Multiderivative time integration methods preserving nonlinear functionals via relaxation
Hendrik Ranocha, Jochen Schütz
TL;DR
This work targets preserving nonlinear functionals, such as invariants and entropies, in time integration of ODEs and PDEs by marrying the relaxation approach with high-order multiderivative Runge–Kutta schemes. It yields entropy-conserving or entropy-dissipating integrators by post-processing baseline steps with a scalar relaxation parameter, supported by entropy-estimation strategies based on Gauss–Lobatto quadrature and Hermite–Birkhoff or continuous-output techniques. The authors develop stability results for the relaxed multiderivative methods and demonstrate, through extensive numerical experiments on oscillators and nonlinear PDEs (e.g., Taylor–Green vortex, BBM, and KdV), that relaxation improves long-time behavior and preserves key functionals. These findings advance structure-preserving time integration, offering robust, high-order tools for nonlinear dynamics in fluids and nonlinear waves.
Abstract
We combine the recent relaxation approach with multiderivative Runge-Kutta methods to preserve conservation or dissipation of entropy functionals for ordinary and partial differential equations.

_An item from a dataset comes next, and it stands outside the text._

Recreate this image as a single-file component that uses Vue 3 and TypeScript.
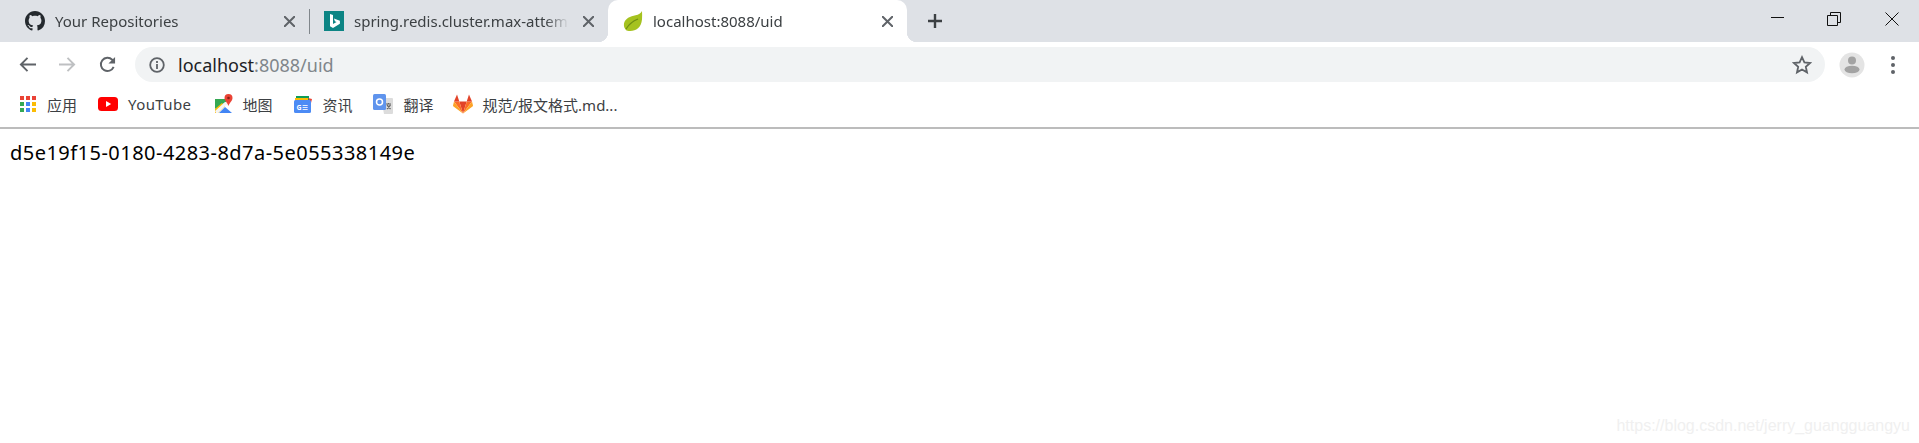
<template>
  <div class="browser">
    <div class="tabstrip">
      <div
        v-for="tab in tabs"
        :key="tab.title"
        class="tab"
        :class="{ active: tab.active, divided: tab.divided }"
      >
        <svg v-if="tab.icon === 'github'" class="tab-icon" viewBox="0 0 16 16">
          <path
            fill="#24292e"
            d="M8 0C3.58 0 0 3.58 0 8c0 3.54 2.29 6.53 5.47 7.59.4.07.55-.17.55-.38 0-.19-.01-.82-.01-1.49-2.01.37-2.53-.49-2.69-.94-.09-.23-.48-.94-.82-1.13-.28-.15-.68-.52-.01-.53.63-.01 1.08.58 1.23.82.72 1.21 1.87.87 2.33.66.07-.52.28-.87.51-1.07-1.78-.2-3.64-.89-3.64-3.95 0-.87.31-1.59.82-2.15-.08-.2-.36-1.02.08-2.12 0 0 .67-.21 2.2.82.64-.18 1.32-.27 2-.27s1.36.09 2 .27c1.53-1.04 2.2-.82 2.2-.82.44 1.1.16 1.92.08 2.12.51.56.82 1.27.82 2.15 0 3.07-1.87 3.75-3.65 3.95.29.25.54.73.54 1.48 0 1.07-.01 1.93-.01 2.2 0 .21.15.46.55.38A8.01 8.01 0 0 0 16 8c0-4.42-3.58-8-8-8z"
          />
        </svg>
        <svg v-else-if="tab.icon === 'bing'" class="tab-icon" viewBox="0 0 20 20">
          <rect width="20" height="20" fill="#0c8484" />
          <path
            fill="#fff"
            d="M6 3l3 1v9l3.6-2-1.7-.8-1-2.6 6 2.1v3.1L9 17l-3-1.7z"
          />
        </svg>
        <svg v-else class="tab-icon" viewBox="0 0 20 20">
          <path
            fill="#a5c21f"
            d="M19 0c-1 2.4-3.400 3.600-6.400 4.200C7.400 5.200 2 7.200 1 12.600c-.4 2.400.3 4.600 1.700 6.100 1 1 2.600 1.300 4.500 1.300 6 0 11-3.500 11.800-11.500.2-2.800.2-5.500 0-8.500z"
          />
          <path fill="none" stroke="#6f8f12" stroke-width="1.200" d="M3 18c3-5 7-8 12-10" />
        </svg>
        <span class="tab-title">{{ tab.title }}</span>
        <svg class="tab-close" viewBox="0 0 10 10">
          <path d="M0 0l10 10M10 0L0 10" />
        </svg>
      </div>
      <svg class="new-tab" viewBox="0 0 14 14">
        <path d="M7 0v14M0 7h14" />
      </svg>
      <div class="window-controls">
        <svg class="minimize" viewBox="0 0 14 14"><path d="M0 5.500h13" /></svg>
        <svg viewBox="0 0 14 14">
          <path d="M.5 3.500h10v10H.500zM3.500 3.500V.5h10v10h-3" />
        </svg>
        <svg viewBox="0 0 14 14"><path d="M.5.5l13 13M13.500.5l-13 13" /></svg>
      </div>
    </div>

    <div class="toolbar">
      <svg class="nav-icon" viewBox="0 0 18 16">
        <path class="nav-line" d="M18 8H2M9 1L2 8l7 7" />
      </svg>
      <svg class="nav-icon disabled" viewBox="0 0 18 16">
        <path class="nav-line" d="M0 8h16M9 1l7 7-7 7" />
      </svg>
      <svg class="nav-icon" viewBox="0 0 18 18">
        <path class="nav-line" d="M15.500 11.500A7 7 0 1 1 14 4l2 2" />
        <path fill="#5f6368" d="M17 1v7h-7z" />
      </svg>
      <div class="omnibox">
        <svg class="info-icon" viewBox="0 0 16 16">
          <circle cx="8" cy="8" r="6.800" />
          <path d="M8 7v5M8 4v2" />
        </svg>
        <span class="url">localhost<span class="url-rest">:8088/uid</span></span>
        <svg class="star" viewBox="0 0 20 20">
          <path
            d="M10 2.200l2.400 5.200 5.600.6-4.200 3.800 1.200 5.600-5-2.900-5 2.900 1.200-5.600L2 8l5.600-.6z"
          />
        </svg>
      </div>
      <svg class="avatar" viewBox="0 0 26 26">
        <circle cx="13" cy="13" r="12.500" fill="#e4e4e4" />
        <circle cx="13" cy="8.500" r="4" fill="#a3a3a3" />
        <ellipse cx="13" cy="17.500" rx="7.500" ry="3.800" fill="#a3a3a3" />
      </svg>
      <div class="menu-dots"><i></i><i></i><i></i></div>
    </div>

    <div class="bookmarks">
      <div class="bookmark apps">
        <div class="apps-grid">
          <i v-for="color in appColors" :key="color" :style="{ background: color }"></i>
        </div>
        <span>应用</span>
      </div>
      <div class="bookmark youtube">
        <svg class="bm-icon" viewBox="0 0 20 14">
          <rect width="20" height="14" rx="3.500" fill="#f00" />
          <path fill="#fff" d="M8 4l5.200 3L8 10z" />
        </svg>
        <span>YouTube</span>
      </div>
      <div class="bookmark maps">
        <svg class="bm-icon" viewBox="0 0 18 20">
          <path fill="#34a853" d="M0 5h11v3L0 15z" />
          <path fill="#fbbc04" d="M0 15l7-6 3 3-7 7H0z" />
          <path fill="#f4f4f4" d="M0 17L10 8l3 0 1 4-3-1-8 8H1z" />
          <path fill="#4285f4" d="M4 19l6-6 7 6z" />
          <path fill="#ea4335" d="M13.500 0a4 4 0 0 1 4 4c0 3-3 4.500-4 8-1-3.500-4-5-4-8a4 4 0 0 1 4-4z" />
          <circle cx="13.500" cy="4" r="1.300" fill="#8a1f14" />
        </svg>
        <span>地图</span>
      </div>
      <div class="bookmark news">
        <svg class="bm-icon" viewBox="0 0 20 20">
          <path fill="#0f9d58" d="M3 2h13v4H3z" />
          <path fill="#fbbc04" d="M2 4h13v3H2z" />
          <path fill="#ea4335" d="M15 4l4 1-1 4z" />
          <rect x="1" y="6" width="17" height="13" rx="1.500" fill="#4c8bf5" />
          <text x="9.500" y="15.500" class="news-text">G≡</text>
        </svg>
        <span>资讯</span>
      </div>
      <div class="bookmark">
        <svg class="bm-icon" viewBox="0 0 20 20">
          <path fill="#dcdcdc" d="M8 4h11a1 1 0 0 1 1 1v14a1 1 0 0 1-1 1h-8z" />
          <rect width="13" height="16" rx="1.500" fill="#5f94ed" />
          <circle cx="6.500" cy="8" r="3" fill="none" stroke="#fff" stroke-width="1.500" />
          <path stroke="#666" stroke-width="1.200" d="M13 10h5M15.500 9v1.500M14 15l3.500-4M14 11l3.500 4" />
        </svg>
        <span>翻译</span>
      </div>
      <div class="bookmark gitlab">
        <svg class="bm-icon" viewBox="0 0 20 19">
          <path fill="#e24329" d="M10 19L6.300 7h7.400z" />
          <path fill="#fc6d26" d="M10 19L6.300 7H1z" />
          <path fill="#fca326" d="M1 7L0 11c0 .5.200.8.500 1L10 19z" />
          <path fill="#e24329" d="M1 7h5.300L4 0z" />
          <path fill="#fc6d26" d="M10 19l3.700-12H19z" />
          <path fill="#fca326" d="M19 7l1 4c0 .5-.2.800-.5 1L10 19z" />
          <path fill="#e24329" d="M19 7h-5.300L16 0z" />
        </svg>
        <span>规范/报文格式.md...</span>
      </div>
    </div>

    <main class="page">
      <p class="uid">d5e19f15-0180-4283-8d7a-5e055338149e</p>
      <p class="watermark">https://blog.csdn.net/jerry_guangguangyu</p>
    </main>
  </div>
</template>

<script setup lang="ts">
interface Tab {
  title: string
  icon: string
  active?: boolean
  divided?: boolean
}

const tabs: Tab[] = [
  { title: 'Your Repositories', icon: 'github', divided: true },
  { title: 'spring.redis.cluster.max-attempts', icon: 'bing' },
  { title: 'localhost:8088/uid', icon: 'spring', active: true },
]

const appColors = [
  '#ea4335',
  '#ea4336',
  '#ea4337',
  '#34a853',
  '#4285f4',
  '#fbbc04',
  '#34a854',
  '#4285f5',
  '#fbbc05',
]
</script>

<style>
html,
body {
  background: #fff;
}
</style>

<style scoped>
.browser {
  height: 443px;
  display: flex;
  flex-direction: column;
  overflow: hidden;
  font-family: 'Noto Sans', 'Noto Sans CJK SC', sans-serif;
}

.tabstrip {
  height: 42px;
  flex: none;
  display: flex;
  background: #dee1e6;
  padding-left: 9px;
}

.tab {
  position: relative;
  width: 300px;
  flex: none;
  display: flex;
  align-items: center;
  padding: 0 14px 0 15px;
  box-sizing: border-box;
  font-size: 15px;
  color: #3c4043;
}

.tab:first-child {
  padding-left: 16px;
}

.tab + .tab {
  width: 299px;
}

.tab.divided::after {
  content: '';
  position: absolute;
  right: -1px;
  top: 9px;
  width: 1px;
  height: 25px;
  background: #80868b;
}

.tab.active {
  background: #fff;
  border-radius: 10px 10px 0 0;
}

.tab.active::before,
.tab.active::after {
  content: '';
  position: absolute;
  bottom: 0;
  width: 10px;
  height: 10px;
}

.tab.active::before {
  left: -10px;
  background: radial-gradient(circle at 0 0, transparent 10px, #fff 10.500px);
}

.tab.active::after {
  right: -10px;
  background: radial-gradient(circle at 100% 0, transparent 10px, #fff 10.500px);
}

.tab-icon {
  width: 20px;
  height: 20px;
  flex: none;
  margin-right: 10px;
}

.tab-title {
  flex: 1;
  min-width: 0;
  white-space: nowrap;
  overflow: hidden;
  mask-image: linear-gradient(to right, #000 calc(100% - 28px), transparent calc(100% - 4px));
}

.tab-close {
  width: 11px;
  height: 11px;
  flex: none;
  margin-left: 10px;
  fill: none;
  stroke: #5f6368;
  stroke-width: 1.800;
}

.new-tab {
  width: 14px;
  height: 14px;
  margin: 14px 0 0 21px;
  fill: none;
  stroke: #3c4043;
  stroke-width: 2.400;
}

.window-controls {
  margin-left: auto;
  padding: 12px 20px 0 0;
  display: flex;
  gap: 44px;
}

.window-controls svg {
  width: 14px;
  height: 14px;
  fill: none;
  stroke: #111;
  stroke-width: 1;
}

.window-controls .minimize {
  margin-right: -2px;
}

.toolbar {
  height: 43px;
  flex: none;
  display: flex;
  align-items: center;
  padding: 2px 0 0 19px;
  box-sizing: border-box;
}

.nav-icon {
  width: 17px;
  height: 17px;
  flex: none;
  margin-right: 23px;
}

.nav-icon.disabled {
  opacity: 0.4;
}

.nav-line {
  fill: none;
  stroke: #5f6368;
  stroke-width: 2;
}

.omnibox {
  width: 1690px;
  height: 35px;
  margin-left: -4px;
  flex: none;
  display: flex;
  align-items: center;
  padding: 0 13px 0 14px;
  box-sizing: border-box;
  border-radius: 18px;
  background: #f1f3f4;
}

.info-icon {
  width: 16px;
  height: 16px;
  fill: none;
  stroke: #5f6368;
  stroke-width: 1.800;
  margin-right: 13px;
}

.url {
  font-size: 18px;
  color: #202124;
}

.url-rest {
  color: #80868b;
}

.star {
  width: 20px;
  height: 20px;
  margin-left: auto;
  fill: none;
  stroke: #5f6368;
  stroke-width: 1.800;
}

.avatar {
  width: 26px;
  height: 26px;
  flex: none;
  margin-left: 14px;
}

.menu-dots {
  margin-left: 26px;
  display: flex;
  flex-direction: column;
  gap: 3px;
}

.menu-dots i {
  width: 4px;
  height: 4px;
  border-radius: 50%;
  background: #5f6368;
}

.bookmarks {
  height: 38px;
  flex: none;
  display: flex;
  align-items: center;
  padding: 0 0 4px 20px;
  gap: 21px;
  border-bottom: 2px solid #bcbcbc;
  font-size: 15px;
  color: #3c4043;
}

.bookmark {
  display: flex;
  align-items: center;
  gap: 10px;
}

.bookmark.apps {
  gap: 11px;
}

.bookmark.youtube span {
  letter-spacing: 0.4px;
}

.bookmark.maps {
  margin-left: 3px;
  gap: 9px;
}

.bookmark.maps .bm-icon {
  width: 18px;
}

.bookmark.news {
  gap: 9px;
}

.bookmark.gitlab {
  margin-left: -2px;
}

.apps-grid {
  width: 16px;
  display: grid;
  grid-template-columns: repeat(3, 4px);
  gap: 2px;
}

.apps-grid i {
  height: 4px;
}

.bm-icon {
  width: 20px;
  height: 20px;
  flex: none;
}

.news-text {
  font-size: 7px;
  font-weight: 700;
  fill: #fff;
  text-anchor: middle;
}

.page {
  flex: 1;
  display: flex;
  flex-direction: column;
  justify-content: space-between;
  padding: 10px 9px 8px 10px;
}

.uid {
  margin: 0;
  font-size: 20px;
  line-height: 28px;
  letter-spacing: 0.47px;
  color: #000;
}

.watermark {
  margin: 0;
  align-self: flex-end;
  font-family: 'Liberation Sans', sans-serif;
  font-size: 16px;
  color: #f0f0f0;
}
</style>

Relaxation methods are minor modifications of explicit and implicit schemes, requiring only the solution of a single scalar equation per time step in addition to the baseline scheme. We demonstrate the robustness of the resulting methods for a range of test problems including the 3D compressible Euler equations. In particular, we point out improved error growth rates for certain entropy-conservative problems including nonlinear dispersive wave equations.